A presentation of the proposal was made to finance minister Yashwant Sinha on October 23 who has given an in-principle approval to the proposal. The scheme received an in-principle nod from the board of directors of NHB on October 29.
"The housing sector has to be put on a fast forward mode in competition with other sectors. To achieve that, an appropriate institution building in tune with the global best practices has to be adopted and this is an initiative in that direction," Verma said.
The scheme will help expand home ownership in the country and will channelise more investments in housing sector. The sector's contribution to the country's GDP will substantially improve from the present two per cent and would be demonstrated as an engine for growth of the economy.

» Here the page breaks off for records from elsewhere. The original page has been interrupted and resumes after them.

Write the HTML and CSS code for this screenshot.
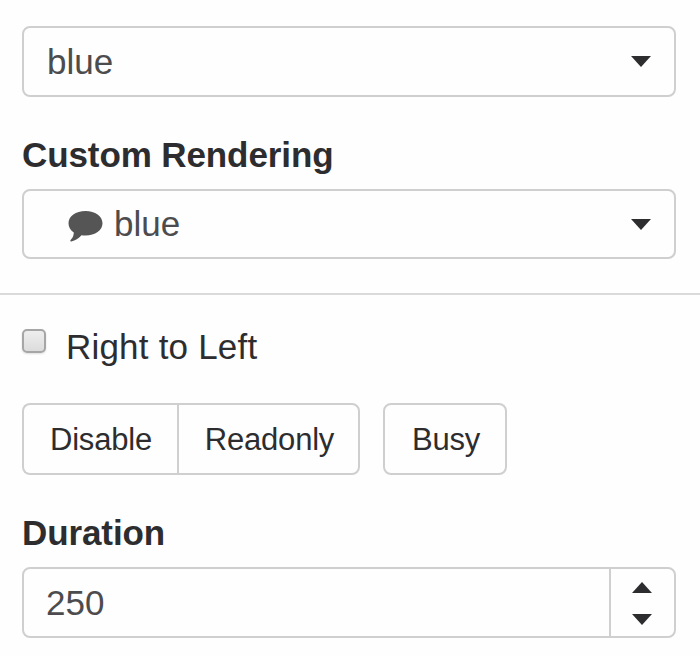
FILE: index.html
```html
<!DOCTYPE html>
<html lang="en">
<head>
<meta charset="utf-8">
<title>Options</title>
<link rel="stylesheet" href="styles.css">
</head>
<body>
<section class="fields">
  <div class="control">
    <span class="value">blue</span>
    <svg class="caret" viewBox="0 0 20 11"><path d="M0 0h20L10 11z"/></svg>
  </div>
  <div class="heading"><span>Custom Rendering</span></div>
  <div class="control control-icon">
    <svg class="comment" viewBox="0 0 35 31"><path d="M17.500 0C27.200 0 34.500 5.200 34.500 12.200S27.200 24.500 17.500 24.500c-1.400 0-2.700-.1-4-.3C10.500 27.500 7.500 29.500 3.300 30.400c-.9.200-1.400-.6-.8-1.200C4 27.600 5.600 26 5.800 21.600 2.500 19.200.5 15.900.5 12.200.5 5.200 7.800 0 17.500 0z"/></svg>
    <span class="value">blue</span>
    <svg class="caret" viewBox="0 0 20 11"><path d="M0 0h20L10 11z"/></svg>
  </div>
</section>
<section class="settings">
  <label class="check"><input type="checkbox"><span class="check-text">Right to Left</span></label>
  <div class="actions">
    <div class="group">
      <button type="button" class="disable"><span>Disable</span></button>
      <button type="button" class="readonly"><span>Readonly</span></button>
    </div>
    <button type="button" class="busy"><span>Busy</span></button>
  </div>
  <div class="heading"><span>Duration</span></div>
  <div class="control spinner">
    <span class="value">250</span>
    <div class="steps">
      <svg class="step" viewBox="0 0 20 11"><path d="M0 11h20L10 0z"/></svg>
      <svg class="step" viewBox="0 0 20 11"><path d="M0 0h20L10 11z"/></svg>
    </div>
  </div>
</section>
</body>
</html>
```
FILE: styles.css
```css
* { box-sizing: border-box; }
body {
  margin: 0;
  background: #fefefe;
  color: #2d2d2f;
  font: 35px/40px "Liberation Sans", Arial, sans-serif;
}
svg { display: block; flex: none; }
.fields {
  height: 295px;
  padding: 26px 24px 0 22px;
  border-bottom: 2px solid #dadada;
}
.settings { padding: 32px 24px 0 22px; }
.control {
  display: flex;
  align-items: center;
  height: 71px;
  padding: 0 23px;
  border: 2px solid #cfcfcf;
  border-radius: 8px;
  background: #fefefe;
}
.control-icon {
  height: 70px;
  padding-left: 44px;
}
.control-icon .value { margin-top: -1px; }
.value { color: #4c4c4e; }
.caret {
  width: 20px;
  height: 11px;
  margin-left: auto;
  fill: #2d2d2f;
}
.comment {
  width: 35px;
  height: 31px;
  margin-right: 11px;
  margin-top: 4px;
  fill: #555;
}
.heading {
  height: 40px;
  margin: 38px 0 14px;
  font-weight: bold;
  letter-spacing: -0.1px;
}
.check {
  display: flex;
  height: 40px;
}
.check input {
  appearance: none;
  width: 24px;
  height: 24px;
  margin: 2px 20px 0 0;
  border: 2px solid #a6a6a6;
  border-radius: 5px;
  background: linear-gradient(#eee, #dcdcdc);
  box-shadow: 0 1px 2px #ddd;
}
.check-text { letter-spacing: 0.2px; }
.actions {
  display: flex;
  gap: 23px;
  margin-top: 36px;
}
.group { display: flex; }
button {
  height: 72px;
  padding: 2px 0 0 1px;
  border: 2px solid #cfcfcf;
  border-radius: 8px;
  background: #fefefe;
  color: inherit;
  font: 31px/36px "Liberation Sans", Arial, sans-serif;
  letter-spacing: -0.2px;
}
.disable {
  width: 155px;
  border-right: 0;
  border-radius: 8px 0 0 8px;
}
.readonly {
  width: 183px;
  padding-left: 2px;
  border-radius: 0 8px 8px 0;
}
.busy {
  width: 124px;
  padding-left: 2px;
}
.spinner {
  padding-left: 22px;
  padding-right: 0;
}
.steps {
  display: flex;
  flex-direction: column;
  align-items: center;
  justify-content: center;
  gap: 21px;
  width: 65px;
  height: 100%;
  margin-left: auto;
  padding: 2px 1px 0 0;
  border-left: 2px solid #cfcfcf;
}
.step {
  width: 20px;
  height: 11px;
  fill: #2d2d2f;
}
```
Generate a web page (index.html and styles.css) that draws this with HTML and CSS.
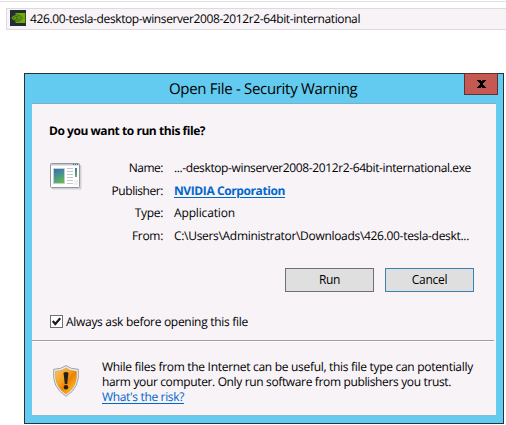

With such scheme in operation, the 'perceived risk' of loans being converted into bad debts, which restricts the lending institutions to lend to all segments, will come down substantially.
The scheme has been successful in other countries and it has been proved that the lower segments of population are equally credit worthy and safe people to lend to, Verma said.
The scheme will improve accessibility ,availability and affordability for the borrowers. It will result in lowered risk perception and therefore lesser margin requirement and longer tenure of the loan.
The scheme would also give a massive fillip to NHB's initiative on securitisation and development of secondary mortgage market. The default guarantee will act as credit enhancement in the securitisation structure and will soften the transaction cost involved in securitisation. Also, it can be used for meeting the public policy objectives of improving lending in certain parts of the country by providing default guarantee and charging lesser guarantee fee.
The scheme will increase volumes of the housing finance companies and will gel with more stringent prudential guidelines on capital adequacy provisioning and income recognition. HFCs interest will be safeguarded and will be protected against any potential default from the borrowers. The new joint venture will have a mechanism of designating approved lenders and the lenders found eligible will be kept under constant watch.
NHB and CMHC are already collaborating on various initiatives funded by Canadian International Development Agency (Cida) in a bilateral with the Indian government.